At a recent presentation to business owners, an owner told me the following: Despite the economy, his business hasn’t lost a beat. The company is doing better than ever. Yet he had a business appraisal done and his business is worth less than it used to be. How can that happen?
This business owner is the victim of a buyer’s market. The recent economic downturn has not only hurt the profitability of many companies; it has also limited the number of viable buyers for businesses. Less liquidity, less financing and less demand translates into lower values and fewer parties able and willing to buy businesses.
Private business owners, whether selling internally or externally, must act now to review their business values and buy-sell plans, and to adjust their exit plans. Failure to do so can mean delayed retirement, unfulfilled estate plans and unnecessary business failures.
The current economy can be a two-edged sword of opportunity for owners who get ahead of this issue and a potential disaster for those who don’t. One potentially effective way to get ahead of the issue is to perform a buy-sell review.
What is a buy-sell review?
A buy-sell review entails more than having an attorney review the language of a buy-sell agreement. There are 3 key elements to a review. First, the business must be valued. Second, there should be a review of existing agreements that involve the disposition of the business. Finally, a review needs to be made of the funding for the exit plan.
The object is to determine if the designated business value is accurate in this changed economy. The agreement is reflective of the intended exit plan and the funding is in place to make the plan actually viable. Failure of any one of these elements can mean failure of the entire exit strategy.
In an environment where business and asset values are lower than in past years, a buy-sell review can be a particularly important business planning step. The economy-driven changes in valuations can cause unwanted outcomes such as:
? Overpaying for a partner’s ownership interest;
? Inability to buy an interest because of reduced credit lines
? Insurance that is misaligned to the buy-sell terms.
Further, as exemplified by the business owner quandary mentioned above, the economic conditions may have changed an otherwise valid valuation or buy-sell agreement. For example, consider a business owner who had a $5 million estate when she set up her estate plan 3 years ago. On the advice of her attorney, she set up a bypass trust for which the federal estate tax exemption ($2 million at the time) would pass to her children; the remainder would pass to her husband.
The increased federal estate tax exemption and a lowered business value may cause this well crafted plan to fail under current conditions. Assume that her business (and estate) is now only worth $3.5 million and the federal exemption has risen to $3.5 million. If she were to die this year, all of her estate would go to her children, disinheriting her husband. This is an unintended outcome, in part caused by a significant change in the value of her business. A buy-sell review can help avert this outcome.

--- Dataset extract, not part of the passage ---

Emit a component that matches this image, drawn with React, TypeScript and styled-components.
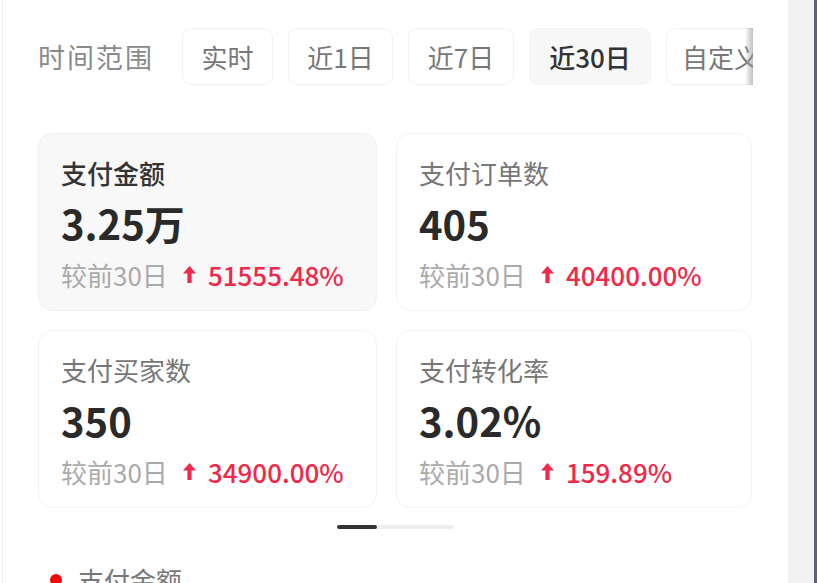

Kick-starting the exit plan
By gathering the appropriate documents and working with the business owner’s other advisors, the insurance professional can be the spark that lights the review of the owner’s exit plan. If necessary, the business will be revalued, the agreement reviewed and the funding revised.
A business valuation is the cornerstone of the exit planning process. Without an accurate idea of the true value, the exit plan is more theory than fact. Typically a business valuation includes several formulas, some based on assets, some on earnings, and some on industry benchmarking.
Once a range of values is determined, the owner can work with advisors to determine which value to use for buy-sell agreements, executive benefits and family transfers. The business valuation can also help the owner assess shortfalls in the family’s finances and explore ways to increase the value of the business for a future sale.
Buy-sell agreement review
Next, existing buy-sell arrangements should be reviewed. The agreement may be a standalone document or part of a business operation document, for example an LLC formation agreement. Aside from the legal aspects, the review allows the advisor to see if the document aligns with the owner’s exit planning expectations.
Among the questions to be asked: Does the value stated in the agreement accord with the business valuation? Is there a disposition of the business in the event of a disability? Is the definition of disability the same as any disability insurance funding? Are all the intended buyers and sellers parties to the agreement? Have spouses signed off on the agreement? And does the agreement coordinate with the planned-for funding?
Without adequate funding, a buy-sell agreement is an expensive piece of paper. Funding may come in various forms, but it is important to determine the sources in advance and put them in the agreement. Funding can come from earnings, financing, tax savings or be pre-funded in the form of life insurance.
Even if life insurance is in place, it is not enough to confirm that there is adequate coverage and assume the review is complete. The review should determine if the policies are properly held (for example, cross-owned for a cross-purchase plan) and adequately funded.
Are they the right policies for the plan? Do they address both living and death-time transfers of the business? In sum, will the funding plan help make the execution of the buy-sell agreement successful for the business, the owner and other interested parties?
Assuring a Successful Exit
Virtually all business owners have been affected by the economic downturn. A buy-sell review is a coordinated process that should be performed currently in order to help assure a successful exit from the business.